At an airport, many people are essential for planes to take off. Gate staffs, refueling crews, flight attendants, and pilots are in constant communication with each other as they perform required tasks. But it's the air traffic controller who talks with every plane, coordinating departures and runways. Communication must run through the controller in order for an airport to run smoothly and safely.
In computational terms, the air traffic controller is the "betweenness centrality," the most connected person in the system. In this example, finding the key influencer is easy because each departure process is nearly the same.
Determining the most influential person on a social media network (or, in computer terms, a graph) is more complex. Thousands of users are interacting about a single subject at the same time. New people (known computationally as edges) are constantly joining the streaming conversation.
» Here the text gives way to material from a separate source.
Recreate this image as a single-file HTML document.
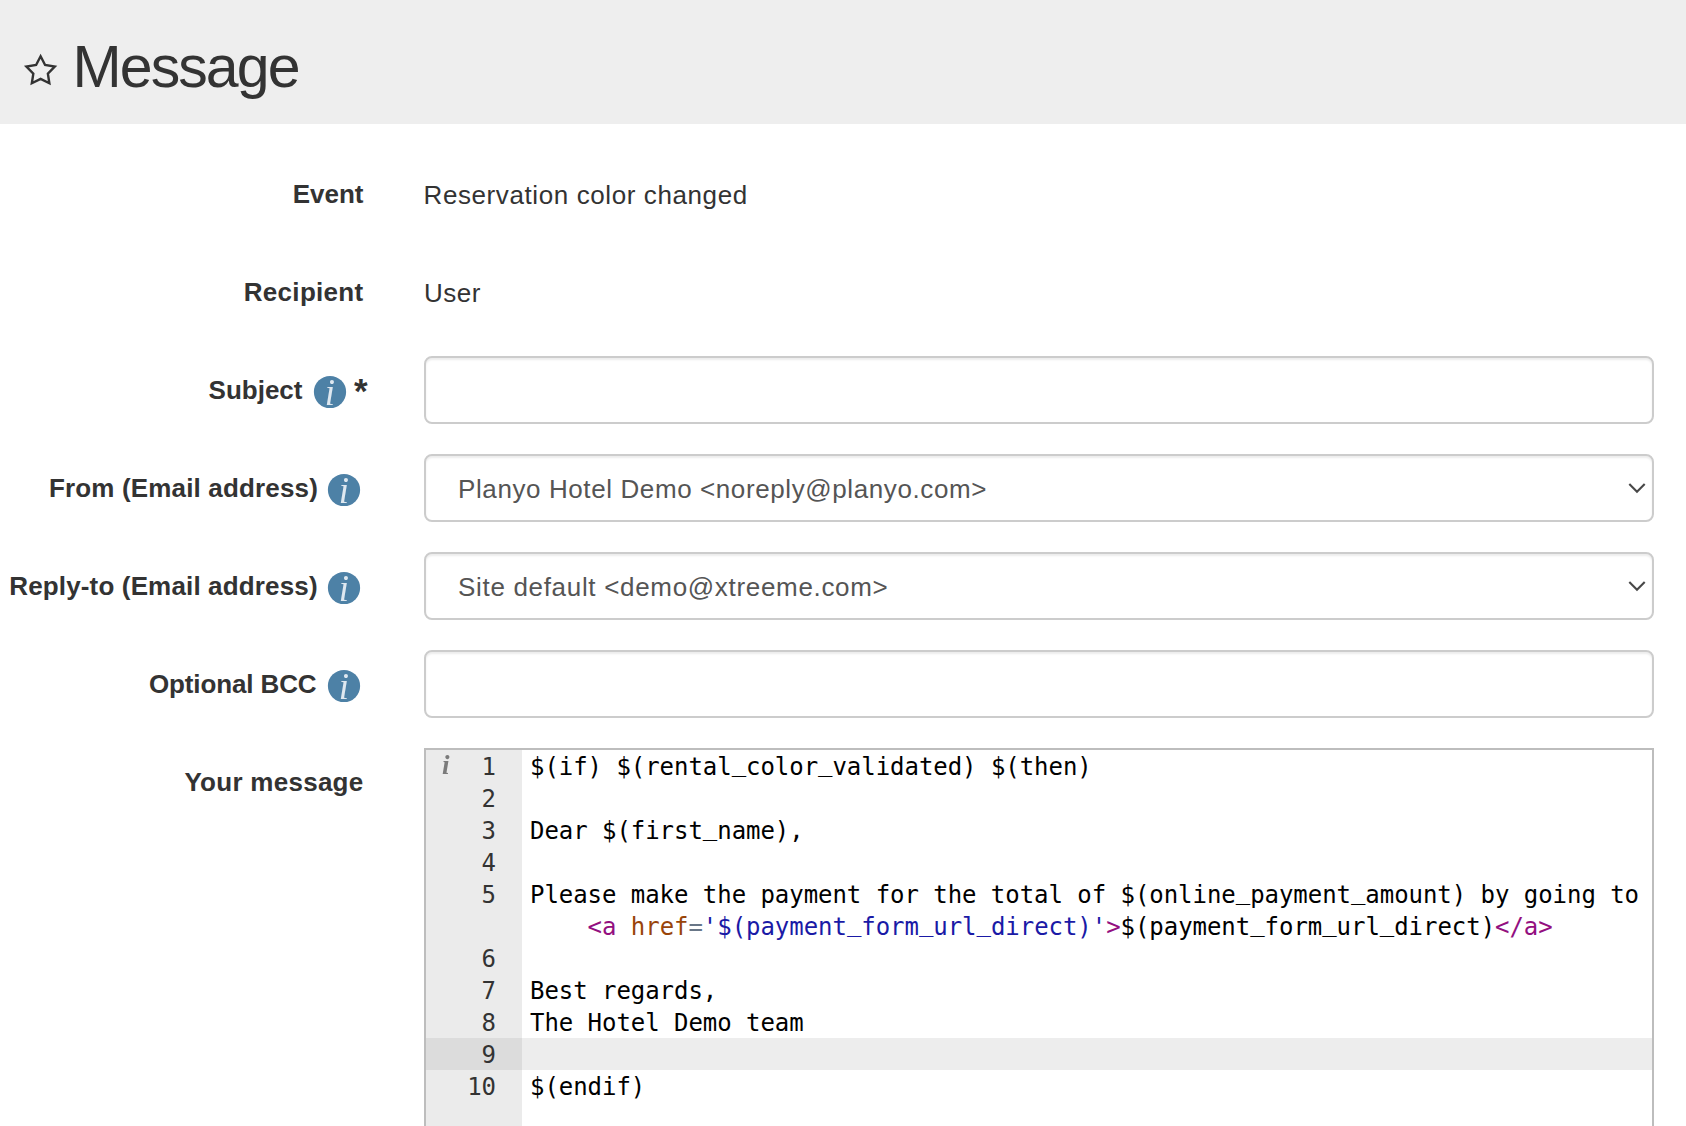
<!DOCTYPE html>
<html lang="en">
<head>
<meta charset="utf-8">
<title>Message</title>
<style>
html,body{margin:0;padding:0;background:#fff;}
body{width:1686px;height:1126px;position:relative;overflow:hidden;font-family:"Liberation Sans",sans-serif;color:#333;}
.hdr{position:absolute;left:0;top:0;width:1686px;height:124px;background:#eee;}
.hdr h1{position:absolute;left:72.5px;top:34px;margin:0;font-weight:400;font-size:59px;line-height:66px;letter-spacing:-1.9px;color:#333;white-space:nowrap;}
.star{position:absolute;left:20px;top:50px;width:42px;height:42px;}
.lbl{position:absolute;right:1322.5px;height:40px;line-height:40px;font-size:26px;font-weight:700;white-space:nowrap;color:#333;}
.val{position:absolute;left:424px;margin-top:.5px;height:40px;line-height:40px;font-size:26px;white-space:nowrap;color:#333;}
.inp{position:absolute;left:424px;width:1230px;height:68px;box-sizing:border-box;border:2px solid #ccc;border-radius:8px;background:#fff;box-shadow:inset 0 2px 2px rgba(0,0,0,.075);}
.inp span{position:absolute;left:32px;top:13px;height:40px;line-height:40px;font-size:26px;color:#555;white-space:nowrap;}
.inp svg{position:absolute;right:4.5px;top:26px;}
.info{position:absolute;width:36px;height:36px;}
.ast{position:absolute;font-size:35px;font-weight:700;line-height:40px;}
.ed{position:absolute;left:424px;top:748px;width:1230px;height:400px;box-sizing:border-box;border:2px solid #bdbdbd;background:#fff;overflow:hidden;font-family:"DejaVu Sans Mono","Liberation Mono",monospace;font-size:24px;letter-spacing:-0.047px;line-height:32px;color:#000;}
.gut{position:absolute;left:0;top:0;width:96px;height:400px;background:#ebebeb;color:#333;}
.gut div{position:absolute;left:0;width:70px;height:32px;line-height:34px;text-align:right;}
.gut .act{background:#dcdcdc;width:96px;box-sizing:border-box;padding-right:26px;}
.ln{position:absolute;left:104px;height:32px;line-height:34px;white-space:pre;}
.actl{position:absolute;left:96px;top:288px;width:1134px;height:32px;background:#ededed;}
.u{position:relative;top:-4.5px}
.t{color:#930f80}.a{color:#994409}.o{color:#687687}.s{color:#1a1aa6}
.gut .gi{position:absolute;left:16px;top:0;width:auto;text-align:left;font-family:"Liberation Serif",serif;font-style:italic;font-weight:700;font-size:27px;line-height:31px;color:#7b7b7b;letter-spacing:0;filter:blur(.5px);}
</style>
</head>
<body>
<svg width="0" height="0" style="position:absolute"><filter id="bl" x="-10%" y="-10%" width="120%" height="120%"><feGaussianBlur stdDeviation="0.45"/></filter></svg>
<div class="hdr">
<svg class="star" viewBox="0 0 42 42"><polygon points="20.60,6.30 25.10,15.01 34.77,16.60 27.88,23.56 29.36,33.25 20.60,28.85 11.84,33.25 13.32,23.56 6.43,16.60 16.10,15.01" fill="none" stroke="#333" stroke-width="2.4" stroke-linejoin="miter" id="st"/></svg>
<h1>Message</h1>
</div>

<div class="lbl" style="top:174px">Event</div>
<div class="val" style="top:174px;left:423.5px;letter-spacing:.6px">Reservation color changed</div>

<div class="lbl" style="top:272px;letter-spacing:.3px">Recipient</div>
<div class="val" style="top:272px;letter-spacing:.5px">User</div>

<div class="lbl" style="top:370px;right:1383.5px">Subject</div>
<svg class="info" style="left:312px;top:374px" width="36" height="36" viewBox="0 0 36 36"><g filter="url(#bl)"><circle cx="18" cy="18" r="16.1" fill="#4e81a6"/><text x="17.9" y="31" text-anchor="middle" font-family="Liberation Serif, serif" font-style="italic" font-size="37" fill="#eef3f8" fill-opacity=".9">i</text></g></svg>
<div class="ast" style="left:354px;top:370.5px">*</div>
<div class="inp" style="top:356px"></div>

<div class="lbl" style="top:468px;right:1368px;letter-spacing:.16px">From (Email address)</div>
<svg class="info" style="left:326px;top:472px" width="36" height="36" viewBox="0 0 36 36"><g filter="url(#bl)"><circle cx="18" cy="18" r="16.1" fill="#4e81a6"/><text x="17.9" y="31" text-anchor="middle" font-family="Liberation Serif, serif" font-style="italic" font-size="37" fill="#eef3f8" fill-opacity=".9">i</text></g></svg>
<div class="inp" style="top:454px"><span style="letter-spacing:.6px">Planyo Hotel Demo &lt;noreply@planyo.com&gt;</span><svg width="22" height="14" viewBox="0 0 22 14"><polyline points="3.3,2 11,9.7 18.7,2" fill="none" stroke="#484848" stroke-width="2.1"/></svg></div>

<div class="lbl" style="top:566px;right:1368.3px;letter-spacing:.15px">Reply-to (Email address)</div>
<svg class="info" style="left:326px;top:570px" width="36" height="36" viewBox="0 0 36 36"><g filter="url(#bl)"><circle cx="18" cy="18" r="16.1" fill="#4e81a6"/><text x="17.9" y="31" text-anchor="middle" font-family="Liberation Serif, serif" font-style="italic" font-size="37" fill="#eef3f8" fill-opacity=".9">i</text></g></svg>
<div class="inp" style="top:552px"><span style="letter-spacing:.68px">Site default &lt;demo@xtreeme.com&gt;</span><svg width="22" height="14" viewBox="0 0 22 14"><polyline points="3.3,2 11,9.7 18.7,2" fill="none" stroke="#484848" stroke-width="2.1"/></svg></div>

<div class="lbl" style="top:664px;right:1369.5px;letter-spacing:-.12px">Optional BCC</div>
<svg class="info" style="left:326px;top:668px" width="36" height="36" viewBox="0 0 36 36"><g filter="url(#bl)"><circle cx="18" cy="18" r="16.1" fill="#4e81a6"/><text x="17.9" y="31" text-anchor="middle" font-family="Liberation Serif, serif" font-style="italic" font-size="37" fill="#eef3f8" fill-opacity=".9">i</text></g></svg>
<div class="inp" style="top:650px"></div>

<div class="lbl" style="top:762px;letter-spacing:.27px">Your message</div>

<div class="ed">
<div class="gut">
<div class="gi">i</div>
<div style="top:0">1</div>
<div style="top:32px">2</div>
<div style="top:64px">3</div>
<div style="top:96px">4</div>
<div style="top:128px">5</div>
<div style="top:192px">6</div>
<div style="top:224px">7</div>
<div style="top:256px">8</div>
<div class="act" style="top:288px">9</div>
<div style="top:320px">10</div>
</div>
<div class="actl"></div>
<div class="ln" style="top:0">$(if) $(rental<span class="u">_</span>color<span class="u">_</span>validated) $(then)</div>
<div class="ln" style="top:64px">Dear $(first<span class="u">_</span>name),</div>
<div class="ln" style="top:128px">Please make the payment for the total of $(online<span class="u">_</span>payment<span class="u">_</span>amount) by going to</div>
<div class="ln" style="top:160px">    <span class="t">&lt;a</span> <span class="a">href</span><span class="o">=</span><span class="s">'$(payment<span class="u">_</span>form<span class="u">_</span>url<span class="u">_</span>direct)'</span><span class="t">&gt;</span>$(payment<span class="u">_</span>form<span class="u">_</span>url<span class="u">_</span>direct)<span class="t">&lt;/a&gt;</span></div>
<div class="ln" style="top:224px">Best regards,</div>
<div class="ln" style="top:256px">The Hotel Demo team</div>
<div class="ln" style="top:320px">$(endif)</div>
</div>

</body>
</html>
Georgia Tech has developed a new algorithm that quickly determines betweenness centrality for streaming graphs. The algorithm can identify influencers as information changes within a network. The first-of-its-kind streaming tool was presented last week in a paper, "A Fast Algorithm for Incremental Betweenness Centrality," by Computational Science and Engineering Ph.D. candidate Oded Green at the ASE/IEEE International Conference on Social Computing in Amsterdam.
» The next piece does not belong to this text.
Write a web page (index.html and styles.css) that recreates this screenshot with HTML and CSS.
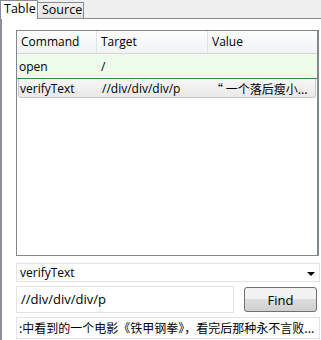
FILE: index.html
```html
<!DOCTYPE html>
<html lang="en">
<head>
  <meta charset="UTF-8">
  <title>Selenium IDE</title>
  <link rel="stylesheet" href="styles.css">
</head>
<body>
  <div class="tabs">
    <div class="tab active">Table</div>
    <div class="tab">Source</div>
  </div>
  <div class="panel">
    <div class="grid">
      <div class="row head">
        <div class="cell c1">Command</div>
        <div class="cell c2">Target</div>
        <div class="cell c3">Value</div>
      </div>
      <div class="row done">
        <div class="cell c1">open</div>
        <div class="cell c2">/</div>
        <div class="cell c3"></div>
      </div>
      <div class="row selected">
        <div class="cell c1">verifyText</div>
        <div class="cell c2">//div/div/div/p</div>
        <div class="cell c3 cjk">“ 一个落后瘦小...</div>
      </div>
    </div>

    <div class="combo">
      <span>verifyText</span>
      <span class="arrow"></span>
    </div>
    <div class="target-row">
      <div class="field target">//div/div/div/p</div>
      <button class="find">Find</button>
    </div>
    <div class="field value cjk">:中看到的一个电影《铁甲钢拳》，看完后那种永不言败...</div>
  </div>
</body>
</html>
```

FILE: styles.css
```css
body {
  margin: 0;
  background: #fff;
  font-family: "Open Sans", "Noto Sans CJK SC", sans-serif;
  font-size: 12px;
  color: #000;
  width: 321px;
  height: 340px;
  overflow: hidden;
}

.cjk {
  font-family: "Noto Sans CJK SC", sans-serif;
}

.tabs {
  display: flex;
  align-items: flex-end;
  height: 18px;
  background: #f0f0f0;
  border-bottom: 1px solid #898c95;
}

.tab {
  box-sizing: border-box;
  height: 16px;
  width: 46px;
  line-height: 14px;
  padding-left: 4px;
  font-size: 12.5px;
  border: 1px solid #898c95;
  border-bottom: none;
  border-left: none;
  background: linear-gradient(#f2f2f2, #e2e2e2);
}

.tab.active {
  height: 19px;
  width: 38px;
  margin-bottom: -1px;
  padding-left: 3px;
  line-height: 16px;
  background: #fff;
  border-left: 1px solid #898c95;
}

.panel {
  height: 321px;
  border-left: 2px solid #8e8f95;
  padding: 11px 2px 0 14px;
  box-sizing: border-box;
}

.grid {
  box-sizing: border-box;
  width: 303px;
  height: 226px;
  border: 1px solid #828790;
  border-right-width: 2px;
}

.row {
  display: flex;
  height: 24px;
  align-items: center;
}

.cell {
  box-sizing: border-box;
  padding-left: 4px;
  white-space: nowrap;
  overflow: hidden;
}

.c1 { width: 80px; }
.c2 { width: 111px; }
.c3 { flex: 1; }

.head {
  height: 22px;
  background: linear-gradient(#fdfdfd, #f1f2f4);
  border-bottom: 1px solid #d5d5d5;
}

.head .cell {
  height: 22px;
  line-height: 22px;
  border-right: 1px solid #e2e3ea;
}

.head .c3 {
  border-right: none;
}

.done {
  background: #eefceb;
  border-bottom: 1px solid #3c8c3c;
}

.done .cell {
  padding-left: 2px;
}

.done .c2 {
  padding-left: 4px;
}

.selected {
  height: 18px;
  margin: 0 1px 0 1px;
  border: 1px solid #c9c9c9;
  border-top: none;
  border-radius: 0 0 3px 3px;
  background: linear-gradient(#f7f7f7, #e9e9e9);
}

.selected .c1 {
  width: 79px;
  padding-left: 1px;
}

.selected .c3 {
  padding-left: 2px;
}

.combo {
  box-sizing: border-box;
  display: flex;
  align-items: center;
  justify-content: space-between;
  width: 304px;
  height: 19px;
  margin-top: 7px;
  padding: 0 4px 0 3px;
  border: 1px solid #e3e3e3;
}

.arrow {
  width: 0;
  height: 0;
  border-left: 4px solid transparent;
  border-right: 4px solid transparent;
  border-top: 4px solid #000;
  margin-top: 2px;
}

.target-row {
  display: flex;
  align-items: center;
  margin-top: 4px;
}

.field {
  box-sizing: border-box;
  border: 1px solid #e3e3e3;
  padding-left: 4px;
  white-space: nowrap;
  overflow: hidden;
}

.target {
  width: 218px;
  height: 27px;
  line-height: 25px;
  font-size: 13px;
}

.find {
  box-sizing: border-box;
  width: 73px;
  height: 25px;
  margin-left: 10px;
  border: 1px solid #707070;
  border-radius: 3px;
  background: linear-gradient(#f2f2f2 50%, #dddddd 50%, #cfcfcf);
  font-family: "Open Sans", sans-serif;
  font-size: 13px;
  color: #000;
}

.value {
  width: 304px;
  height: 22px;
  line-height: 20px;
  margin-top: 4px;
  padding-left: 2px;
}
```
"Unlike existing algorithms, our system doesn't restart the computational process from scratch each time a new edge is inserted into a graph," says College of Computing Professor David A. Bader, the project's leader. "Rather than starting over, our algorithm stores the graph's prior centrality data and only does the bare minimal computations affected by the inserted edges."
In some cases, betweenness centrality can be computed more than 100 times faster using the Georgia Tech software. The open source software will soon be available to businesses.
Bader, the Institute's executive director for high performance computing, says the technology has wide-ranging applications. For instance, advertisers could use the software to identify which celebrities are most influential on Twitter or Facebook, or both, during product launches.
"Despite a fragmented social media landscape, data analysts would be able to use the algorithm to look at each social media network and mark inferences about a single influencer across these different platforms," Bader says.
As another example, the algorithm could be used for traffic patterns during a wreck or traffic jam. Transportation officials could quickly determine the best new routes based on gradual side-street congestion.
The accepted paper was co-authored by Electrical and Computer Engineering Ph.D. candidate Rob McColl.
This project is supported by the U.S. National Science Foundation (Award Number CNS-0708307).